Por isso, o combate à fraude e evasão fiscais, à corrupção e criminalidade económica, combate esse que, apesar dos muitos discursos e boas intenções, infelizmente tarda, tem que ser, de uma forma claramente assumida, um desígnio nacional.
Neste âmbito, uma legislação adequada, completa, coerente e eficaz é fundamental. Fundamental, mas claramente insuficiente. Certamente que não basta. É preciso dotar a administração fiscal de meios materiais e humanos, em termos informáticos e inspectivos, que lhe permita levar a cabo esta tarefa fundamental.
Sr. Presidente, Srs. Deputados,
Não estamos em condições de recusar a implementação de todos os meios ao nosso alcance, pois só com todos os meios e a assunção clara desta tarefa como prioritária, sem hesitações ou pretextos dilatórios, se poderá fazer progressos decisivos nesta matéria. Sem deixar de salvaguardar o fundamental domínio dos direitos e garantias dos cidadãos e contribuintes, não se pode deixar de dar passos certos e seguros no sentido de dotar a administração fiscal do maior número de mecanismos que lhe permita, não só reunir elementos a posteriori, depois de detectada qualquer irregularidade ou uma fundada suspeita de irregularidade, mas para além disso, que lhe permita, através do confronto de informações bancárias com os dados obtidos através das declarações de rendimentos, despistar novas fugas e violações ao dever de pagar impostos.

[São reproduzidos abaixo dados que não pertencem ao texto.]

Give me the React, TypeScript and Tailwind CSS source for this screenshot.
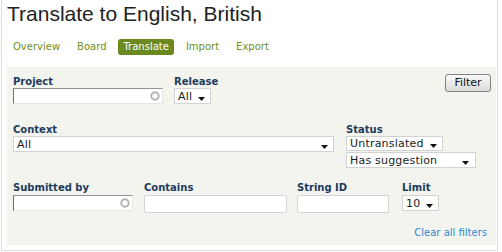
import React from "react";

function Arrow({ className = "" }: { className?: string }) {
  return (
    <svg width="7" height="4" viewBox="0 0 7 4" className={className}>
      <polygon points="0,0 7,0 3.5,4" fill="#111" />
    </svg>
  );
}

function Select({ text, w, h = "h-[16px]", pr = "pr-[5px]" }: { text: string; w: string; h?: string; pr?: string }) {
  return (
    <div className={`${w} ${h} ${pr} flex items-center justify-between border border-[#d2d2d2] bg-white pl-[3px] text-[11px] leading-[13px] tracking-[0.2px] text-[#1a1a1a]`}>
      <span>{text}</span>
      <Arrow className="mt-[5px]" />
    </div>
  );
}

function AutoInput({ w }: { w: string }) {
  return (
    <div className={`${w} h-[16px] flex items-center justify-end border border-t-[#939393] border-l-[#6e6e6e] border-r-[#e4e4e4] border-b-[#e4e4e4] bg-white pr-[2px]`}>
      <svg width="10" height="10" viewBox="0 0 10 10">
        <circle cx="5" cy="5" r="3.7" fill="none" stroke="#b4b4b4" strokeWidth="2" />
      </svg>
    </div>
  );
}

function TextInput({ w }: { w: string }) {
  return <div className={`${w} h-[18px] rounded-[2px] border border-[#d4d4d4] bg-white`} />;
}

function Label({ children }: { children: React.ReactNode }) {
  return <div className="h-[12px] text-[10px] leading-[12px] font-bold text-[#1d3b5c] whitespace-nowrap">{children}</div>;
}

export default function App() {
  return (
    <div className="w-[502px] h-[252px] bg-white font-['DejaVu_Sans',sans-serif]">
      <div className="ml-[1px] w-[497px] border-x border-b border-[#dedede] pl-[5px] pr-[1px] pb-[5px]">
        <h1 className="pt-[2px] font-['Liberation_Sans',Arial,sans-serif] text-[21px] leading-[24px] text-[#222]">
          Translate to English, British
        </h1>
        <nav className="mt-[13px] ml-[1px] flex gap-[7px] text-[10px] leading-[16px]">
          <span className="px-[5px] text-[#6f9020]">Overview</span>
          <span className="px-[5px] text-[#6f9020]">Board</span>
          <span className="rounded-[3px] bg-[#6a8a1f] px-[5px] text-white">Translate</span>
          <span className="px-[5px] text-[#6f9020]">Import</span>
          <span className="px-[5px] text-[#6f9020]">Export</span>
        </nav>
        <div className="mt-[12px] h-[178px] bg-[#f4f4ef] pl-[6px] pr-[5px] pt-[9px] pb-[6px]">
          <div className="flex items-start">
            <div className="w-[150px]">
              <Label>Project</Label>
              <AutoInput w="w-[150px]" />
            </div>
            <div className="ml-[11px]">
              <Label>Release</Label>
              <Select text="All" w="w-[37px]" />
            </div>
            <button className="ml-auto -mt-[2px] h-[18px] w-[46px] rounded-[3px] border border-[#838383] bg-gradient-to-b from-[#fafafa] to-[#dadada] text-[11px] leading-[14px] text-[#111]">
              Filter
            </button>
          </div>
          <div className="mt-[20px] flex items-start">
            <div className="w-[321px]">
              <Label>Context</Label>
              <Select text="All" w="w-[321px]" />
            </div>
            <div className="ml-[12px]">
              <Label>Status</Label>
              <Select text="Untranslated" w="w-[97px]" h="h-[15px]" />
              <div className="mt-[1px]">
                <Select text="Has suggestion" w="w-[130px]" pr="pr-[6px]" />
              </div>
            </div>
          </div>
          <div className="mt-[14px] flex items-start">
            <div className="w-[120px]">
              <Label>Submitted by</Label>
              <div className="mt-[1px]">
                <AutoInput w="w-[120px]" />
              </div>
            </div>
            <div className="ml-[11px]">
              <Label>Contains</Label>
              <div className="mt-[1px]">
                <TextInput w="w-[143px]" />
              </div>
            </div>
            <div className="ml-[10px]">
              <Label>String ID</Label>
              <div className="mt-[1px]">
                <TextInput w="w-[92px]" />
              </div>
            </div>
            <div className="ml-[13px]">
              <Label>Limit</Label>
              <div className="mt-[1px]">
                <Select text="10" w="w-[37px]" />
              </div>
            </div>
          </div>
          <div className="mt-[14px] mr-[4px] text-right text-[10px] leading-[12px] text-[#2d8ad6]">
            Clear all filters
          </div>
        </div>
      </div>
    </div>
  );
}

Não se trata aqui de levantar ou acabar com o sigilo bancário em qualquer caso, mas sim apenas permitir à Administração Fiscal o acesso a dados fundamentais que lhe permitam construir um sistema que se apresente como menos falível, que permita cada vez menos impunidades, oferecendo cada vez mais garantias de imparcialidade e igualdade.

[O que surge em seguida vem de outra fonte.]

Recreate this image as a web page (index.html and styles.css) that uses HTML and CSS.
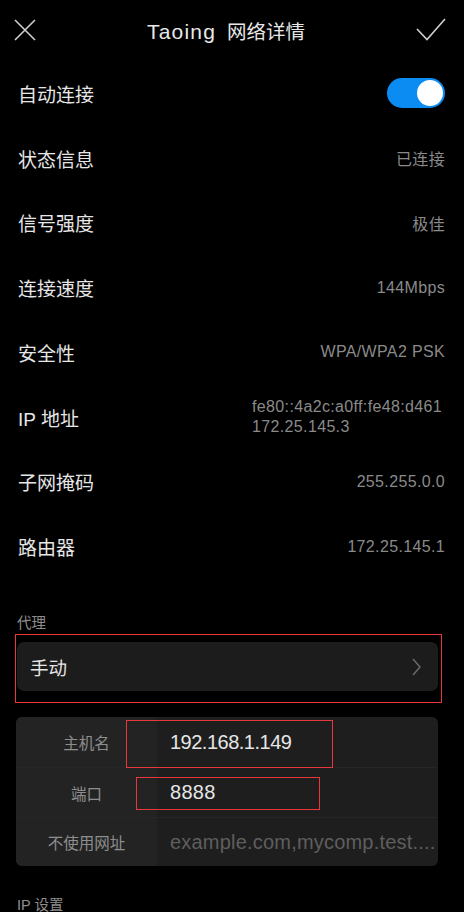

Por isso, “Os Verdes” declaram a sua concordância genérica com os objectivos para que tende esta iniciativa legislativa que aqui está hoje em discussão.
Este projecto de lei propõe soluções concretas que poderão ser discutíveis, como é o caso da Comissão para a transparência fiscal que prevê, e que importará certamente aprofundar em sede de especialidade no sentido de melhorar este projecto de lei com vista a torná-lo, de facto, na sua aplicação prática, num instrumento útil e eficaz sem desvirtuar o importante fim para que tende que é precisamente ajudar a acabar com a fraude e evasão fiscal, contribuindo para a construção de um sistema mais justo e igualitário.
Os proponentes desta iniciativa já demonstraram a sua disponibilidade e abertura nesse sentido, facto que consideramos fundamental para o sentido de voto que o Partido Ecologista “Os Verdes” irá exprimir na votação que decorrerá daqui a pouco.